In 2016 introduceerden de Universiteit Utrecht en RaboResearch de Brede Welvaartsindicator (BWI). De BWI indexeert elf dimensies van brede welvaart in één integrale maatstaf. Welvaart kan niet alleen worden afgemeten aan economische groei, uitgedrukt in het bruto binnenlands product (bbp). Het gaat om meer: werk, inkomen, milieu, veiligheid, woontevredenheid, subjectief welzijn, maatschappelijke betrokkenheid, sociale contacten, balans tussen werk en privé, gezondheid en onderwijs. Door deze elf dimensies in één indicator te verenigen benadrukt de BWI de samenhang. In Nederland lopen de provincies Noord- Drenthe, Zuidwest-Friesland en Het Gooi en de Vechtstreek voorop in brede welvaart; de steden Den Haag, Rotterdam en Amsterdam blijven achter. De brede welvaart ontwikkelt zich met ups en downs. Het duurde lang voordat de brede welvaart na de economische crisis van 2008-2013 weer op peil was. De gevolgen van corona komen mogelijk pas over een paar jaar tot uitdrukking in de cijfers.
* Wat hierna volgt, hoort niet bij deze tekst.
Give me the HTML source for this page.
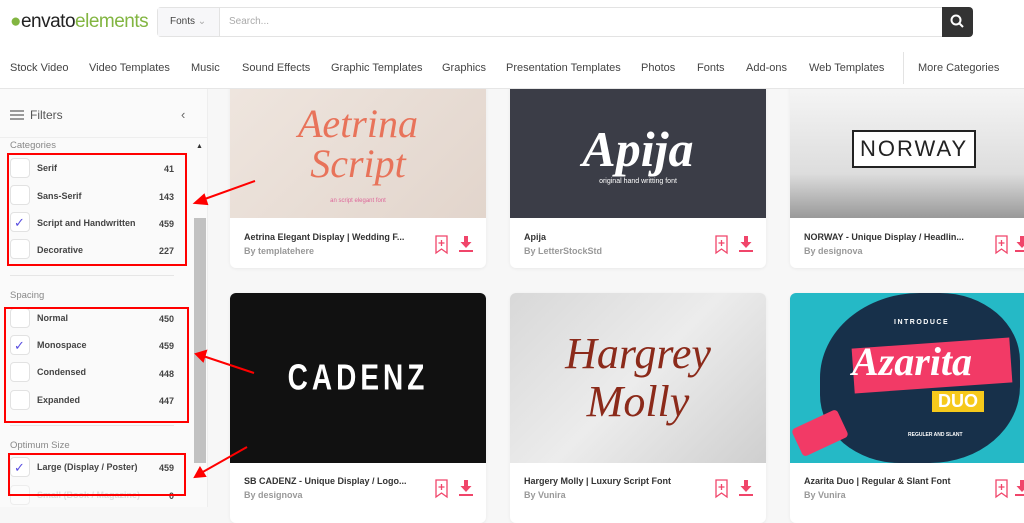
<!DOCTYPE html>
<html><head><meta charset="utf-8"><style>
*{box-sizing:border-box;margin:0;padding:0}
body{width:1024px;height:507px;overflow:hidden;background:#f7f7f7;font-family:"Liberation Sans",sans-serif;position:relative;color:#333}
.abs{position:absolute}
.hdr{left:0;top:0;width:1024px;height:89px;background:#fff;border-bottom:1px solid #e6e6e6;z-index:2}
.nav{top:62px;font-size:11px;color:#444;white-space:nowrap;z-index:3}
.side{left:0;top:89px;width:208px;height:418px;background:#fafafa;border-right:1px solid #eee}
.lbl{font-size:9.5px;color:#888;left:10px}
.cb{left:10px;width:20px;height:20px;border:1px solid #e2e2e2;border-radius:4px;background:#fff}
.it{left:37px;font-size:9px;color:#444;font-weight:bold}
.ct{font-size:9px;color:#444;font-weight:bold;text-align:right}
.chk{position:absolute;left:3px;top:2px;color:#5a4fe0;font-size:13px}
.card{background:#fff;border-radius:6px;overflow:hidden;box-shadow:0 1px 3px rgba(0,0,0,.06)}
.img{position:absolute;left:0;top:0;width:100%;overflow:hidden;display:flex;align-items:center;justify-content:center}
.t{position:absolute;left:14px;font-size:9px;font-weight:bold;color:#333;white-space:nowrap}
.by{position:absolute;left:14px;font-size:9px;color:#999;font-weight:bold}
.red{border:2px solid #f00}
.z{z-index:3}
</style></head><body>
<div class="abs hdr"></div>
<div class="abs z" style="left:10px;top:11px;font-size:19px;letter-spacing:-0.5px"><span style="color:#82b541">●</span><span style="color:#222">envato</span><span style="color:#82b541">elements</span></div>
<div class="abs z" style="left:157px;top:7px;width:786px;height:30px;border:1px solid #e3e3e3;border-radius:4px 0 0 4px;background:#fff"></div>
<div class="abs z" style="left:158px;top:8px;width:62px;height:28px;background:#f7f7f9;border-right:1px solid #e3e3e3;font-size:10px;color:#444;padding:8px 0 0 12px">Fonts <span style="color:#aaa">⌄</span></div>
<div class="abs z" style="left:229px;top:16px;font-size:10px;color:#aaa">Search...</div>
<div class="abs z" style="left:942px;top:7px;width:31px;height:30px;background:#333;border-radius:0 4px 4px 0"><svg width="31" height="30"><circle cx="14" cy="13" r="4.5" stroke="#fff" stroke-width="2" fill="none"/><line x1="17" y1="16" x2="21" y2="20" stroke="#fff" stroke-width="2"/></svg></div>
<div class="abs nav" style="left:10px">Stock Video</div>
<div class="abs nav" style="left:89px">Video Templates</div>
<div class="abs nav" style="left:191px">Music</div>
<div class="abs nav" style="left:242px">Sound Effects</div>
<div class="abs nav" style="left:331px">Graphic Templates</div>
<div class="abs nav" style="left:442px">Graphics</div>
<div class="abs nav" style="left:506px">Presentation Templates</div>
<div class="abs nav" style="left:641px">Photos</div>
<div class="abs nav" style="left:697px">Fonts</div>
<div class="abs nav" style="left:746px">Add-ons</div>
<div class="abs nav" style="left:809px">Web Templates</div>
<div class="abs z" style="left:903px;top:52px;width:1px;height:32px;background:#e3e3e3"></div>
<div class="abs nav" style="left:918px">More Categories</div>

<div class="abs side"></div>
<div class="abs" style="left:0;top:137px;width:208px;height:1px;background:#eee"></div>
<svg class="abs" style="left:10px;top:109px" width="14" height="12"><g stroke="#666" stroke-width="1.3"><line x1="0" y1="2" x2="14" y2="2"/><line x1="0" y1="6" x2="14" y2="6"/><line x1="0" y1="10" x2="14" y2="10"/></g></svg>
<div class="abs" style="left:30px;top:108px;font-size:12px;color:#555">Filters</div>
<div class="abs" style="left:181px;top:107px;font-size:13px;color:#666">‹</div>
<div class="abs lbl" style="top:140px">Categories</div>
<div class="abs" style="left:196px;top:143px;font-size:7px;color:#333">▲</div>
<div class="abs" style="left:194px;top:218px;width:12px;height:245px;background:#c1c1c1"></div>
<div class="abs cb" style="top:158px"></div><div class="abs it" style="top:163px">Serif</div><div class="abs ct" style="top:164px;left:150px;width:24px">41</div>
<div class="abs cb" style="top:185px"></div><div class="abs it" style="top:191px">Sans-Serif</div><div class="abs ct" style="top:192px;left:150px;width:24px">143</div>
<div class="abs cb" style="top:212px"><span class="chk">✓</span></div><div class="abs it" style="top:218px">Script and Handwritten</div><div class="abs ct" style="top:219px;left:150px;width:24px">459</div>
<div class="abs cb" style="top:239px"></div><div class="abs it" style="top:245px">Decorative</div><div class="abs ct" style="top:246px;left:150px;width:24px">227</div>
<div class="abs" style="left:10px;top:275px;width:164px;height:1px;background:#e6e6e6"></div>
<div class="abs lbl" style="top:290px">Spacing</div>
<div class="abs cb" style="top:308px"></div><div class="abs it" style="top:313px">Normal</div><div class="abs ct" style="top:314px;left:150px;width:24px">450</div>
<div class="abs cb" style="top:335px"><span class="chk">✓</span></div><div class="abs it" style="top:340px">Monospace</div><div class="abs ct" style="top:341px;left:150px;width:24px">459</div>
<div class="abs cb" style="top:362px"></div><div class="abs it" style="top:367px">Condensed</div><div class="abs ct" style="top:369px;left:150px;width:24px">448</div>
<div class="abs cb" style="top:390px"></div><div class="abs it" style="top:395px">Expanded</div><div class="abs ct" style="top:396px;left:150px;width:24px">447</div>
<div class="abs" style="left:10px;top:425px;width:164px;height:1px;background:#e6e6e6"></div>
<div class="abs lbl" style="top:440px">Optimum Size</div>
<div class="abs cb" style="top:457px"><span class="chk">✓</span></div><div class="abs it" style="top:462px">Large (Display / Poster)</div><div class="abs ct" style="top:463px;left:150px;width:24px">459</div>
<div class="abs cb" style="top:485px;opacity:.5"></div><div class="abs it" style="top:490px;color:#ddd">Small (Book / Magazine)</div><div class="abs ct" style="top:491px;left:150px;width:24px">0</div>

<div class="abs red" style="left:7px;top:153px;width:180px;height:113px"></div>
<div class="abs red" style="left:4px;top:307px;width:185px;height:116px"></div>
<div class="abs red" style="left:8px;top:453px;width:178px;height:43px"></div>

<!-- row 1 -->
<div class="abs card" style="left:230px;top:70px;width:256px;height:198px">
<div class="img" style="height:148px;background:linear-gradient(135deg,#efe6df,#e2d5cc);flex-direction:column;padding-top:20px"><div style="font-family:'Liberation Serif',serif;font-style:italic;color:#e8735a;font-size:40px;line-height:40px;text-align:center">Aetrina<br>Script</div><div style="font-size:6px;color:#d69;margin-top:14px">an script elegant font</div></div>
<div class="t" style="top:162px">Aetrina Elegant Display | Wedding F...</div><div class="by" style="top:176px">By templatehere</div></div>
<div class="abs card" style="left:510px;top:70px;width:256px;height:198px">
<div class="img" style="height:148px;background:#3b3d47;flex-direction:column;padding-top:16px"><div style="font-family:'Liberation Serif',serif;font-weight:bold;font-style:italic;color:#fff;font-size:50px">Apija</div><div style="font-size:7px;color:#fff">original hand writting font</div></div>
<div class="t" style="top:162px">Apija</div><div class="by" style="top:176px">By LetterStockStd</div></div>
<div class="abs card" style="left:790px;top:70px;width:250px;height:198px">
<div class="img" style="height:148px;background:linear-gradient(#fafafa,#ddd 70%,#999);padding-top:10px;justify-content:flex-start;padding-left:62px"><div style="border:2px solid #222;padding:4px 6px;font-size:22px;color:#222;letter-spacing:2px;background:#fff">NORWAY</div></div>
<div class="t" style="top:162px">NORWAY - Unique Display / Headlin...</div><div class="by" style="top:176px">By designova</div></div>
<!-- row 2 -->
<div class="abs card" style="left:230px;top:293px;width:256px;height:230px">
<div class="img" style="height:170px;background:#111"><div style="color:#fff;font-size:28px;font-weight:bold;letter-spacing:4px;transform:scaleY(1.3)">CADENZ</div></div>
<div class="t" style="top:183px">SB CADENZ - Unique Display / Logo...</div><div class="by" style="top:197px">By designova</div></div>
<div class="abs card" style="left:510px;top:293px;width:256px;height:230px">
<div class="img" style="height:170px;background:linear-gradient(135deg,#d8d8d8,#ececec 50%,#cfcfcf)"><div style="font-family:'Liberation Serif',serif;font-style:italic;color:#8b2a1a;font-size:44px;line-height:48px;text-align:center">Hargrey<br>Molly</div></div>
<div class="t" style="top:183px">Hargery Molly | Luxury Script Font</div><div class="by" style="top:197px">By Vunira</div></div>
<div class="abs card" style="left:790px;top:293px;width:250px;height:230px">
<div class="img" style="height:170px;background:#25b9c6"><div style="position:absolute;left:30px;top:0;width:200px;height:170px;background:#17304a;border-radius:50% 40% 45% 40%"></div><div style="position:absolute;left:104px;top:26px;color:#fff;font-size:7px;font-weight:bold;letter-spacing:1.5px">INTRODUCE</div><div style="position:absolute;left:63px;top:50px;width:158px;height:45px;background:#f23a66;transform:rotate(-4deg)"></div><div style="position:absolute;left:62px;top:45px;color:#fff;font-family:'Liberation Serif',serif;font-style:italic;font-weight:bold;font-size:40px">Azarita</div><div style="position:absolute;left:142px;top:98px;background:#f6c91b;color:#fff;font-size:18px;font-weight:bold;padding:0 6px">DUO</div><div style="position:absolute;left:118px;top:139px;color:#fff;font-size:5px;font-weight:bold">REGULER AND SLANT</div><div style="position:absolute;left:5px;top:125px;width:50px;height:30px;background:#f23a66;transform:rotate(-25deg);border-radius:4px"></div></div>
<div class="t" style="top:183px">Azarita Duo | Regular &amp; Slant Font</div><div class="by" style="top:197px">By Vunira</div></div>

<svg class="abs" style="left:0;top:0;z-index:4" width="300" height="507"><g stroke="#f00" stroke-width="2" fill="#f00">
<line x1="255" y1="181" x2="202" y2="200"/><polygon points="195,203 204,195 207,204"/>
<line x1="254" y1="373" x2="203" y2="356"/><polygon points="196,354 206,351 203,361"/>
<line x1="247" y1="447" x2="201" y2="473"/><polygon points="195,477 200,468 205,476"/></g></svg>

<svg class="abs" style="left:0;top:0;pointer-events:none" width="1024" height="507"><g fill="none" stroke="#f0456a" stroke-width="1.3">
<path d="M436 236h11v17l-5.5-4-5.5 4z M441.5 240v6 M438.5 243h6"/>
<path d="M716 236h11v17l-5.5-4-5.5 4z M721.5 240v6 M718.5 243h6"/>
<path d="M996 236h11v17l-5.5-4-5.5 4z M1001.5 240v6 M998.5 243h6"/>
<path d="M436 480h11v17l-5.5-4-5.5 4z M441.5 484v6 M438.5 487h6"/>
<path d="M716 480h11v17l-5.5-4-5.5 4z M721.5 484v6 M718.5 487h6"/>
<path d="M996 480h11v17l-5.5-4-5.5 4z M1001.5 484v6 M998.5 487h6"/></g>
<g fill="#f0456a">
<path d="M464 236h4v6h3.5l-5.5 6-5.5-6h3.5z"/><rect x="459" y="250" width="14" height="2"/>
<path d="M744 236h4v6h3.5l-5.5 6-5.5-6h3.5z"/><rect x="739" y="250" width="14" height="2"/>
<path d="M1020 236h4v6h3.5l-5.5 6-5.5-6h3.5z"/><rect x="1015" y="250" width="14" height="2"/>
<path d="M464 480h4v6h3.5l-5.5 6-5.5-6h3.5z"/><rect x="459" y="494" width="14" height="2"/>
<path d="M744 480h4v6h3.5l-5.5 6-5.5-6h3.5z"/><rect x="739" y="494" width="14" height="2"/>
<path d="M1020 480h4v6h3.5l-5.5 6-5.5-6h3.5z"/><rect x="1015" y="494" width="14" height="2"/></g></svg>
</body></html>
Uit de 'Monitor Brede Welvaart' van het CBS van mei 2021 blijkt dat de brede welvaart in Nederland op peil is gebleven. Het welzijn is echter niet gelijk verdeeld. De druk op de natuur is bovendien groot. Ook de biodiversiteit staat onder druk, en het stikstofoverschot is het hoogste van alle negentien EU-landen die hierover cijfers publiceren. Volgens het CBS scoort Nederland ook slecht op het gebied van acties voor het klimaat. De tevredenheid met werk en vrije tijd nam toe, net als het besteedbaar inkomen, mede door de overheidssteun.